As we enter the New Year there is always a rush to establish what we learned from the previous year and report it. 2015 is no exception and a recent report on the BBC newsbeat website gives a stark warning to all IT professionals about allowing users to set their own passwords as they have published the 2015 most popular passwords list.
Yes People Really Do Use These Passwords
- At the top of the list is “123456” – an all time favourite and surely the most obvious password historically.
- Second and also a regular favourite for the list is “password”. Not even with a mix of upper and lower case – just the word.
- Positions 3,5,6,8 and 9 are all variations on the top password in that they are consecutive numbers 123 etc etc – you get the picture.
- Intellectuals probably smile confidently as they use “qwerty” for their sensitive data, stunned by their own cleverness no doubt, and 4th on the list.
- Sports now start to appear so “football” and “baseball” are in places 7 and 10.
- To add some event-driven entries we can see “starwars” come in at 25.

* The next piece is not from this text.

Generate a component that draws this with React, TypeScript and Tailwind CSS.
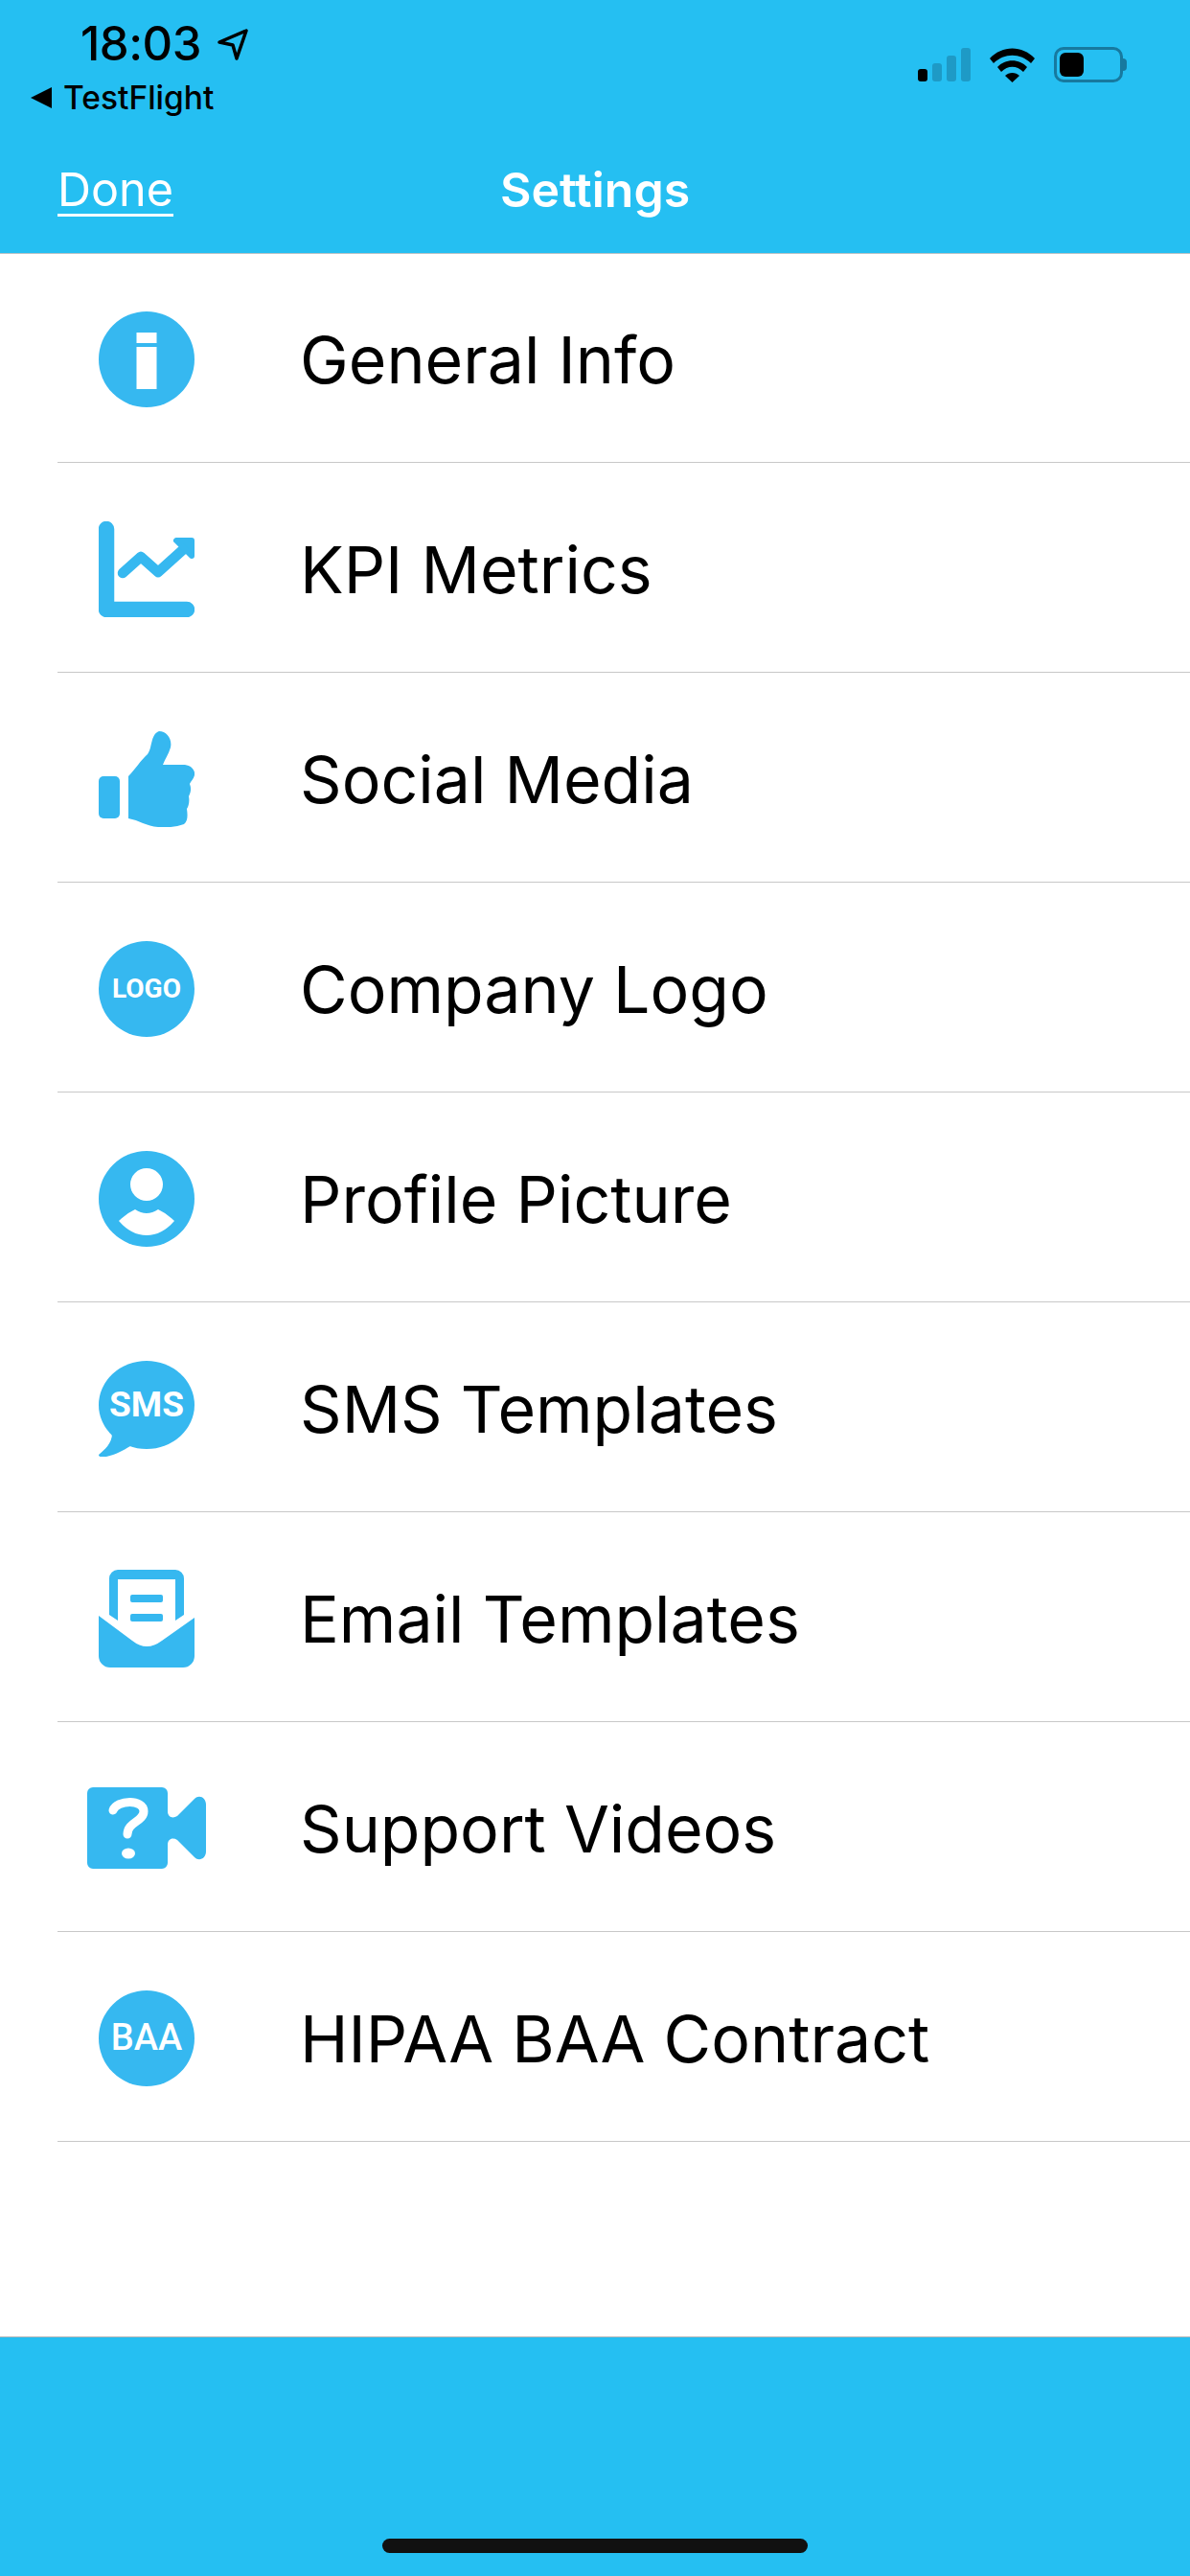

We could go on but despair is eating away at us. A child could break these passwords let alone a cyber criminal.
Lessons to be learned
The weakest link of your security can often be your users so enforce a sensible password security regime that at least:
- makes users enter a strong password
- enforces regular resetting to a new password
- locks services if too many incorrect uses of a password are detected
- encrypts stored passwords in case of a security breach
- resets passwords when staff leave so they cannot access their accounts from outside of your business
Users will take the easy way out, especially with company systems, if you allow them to, so make sure a policy is in place and is being followed.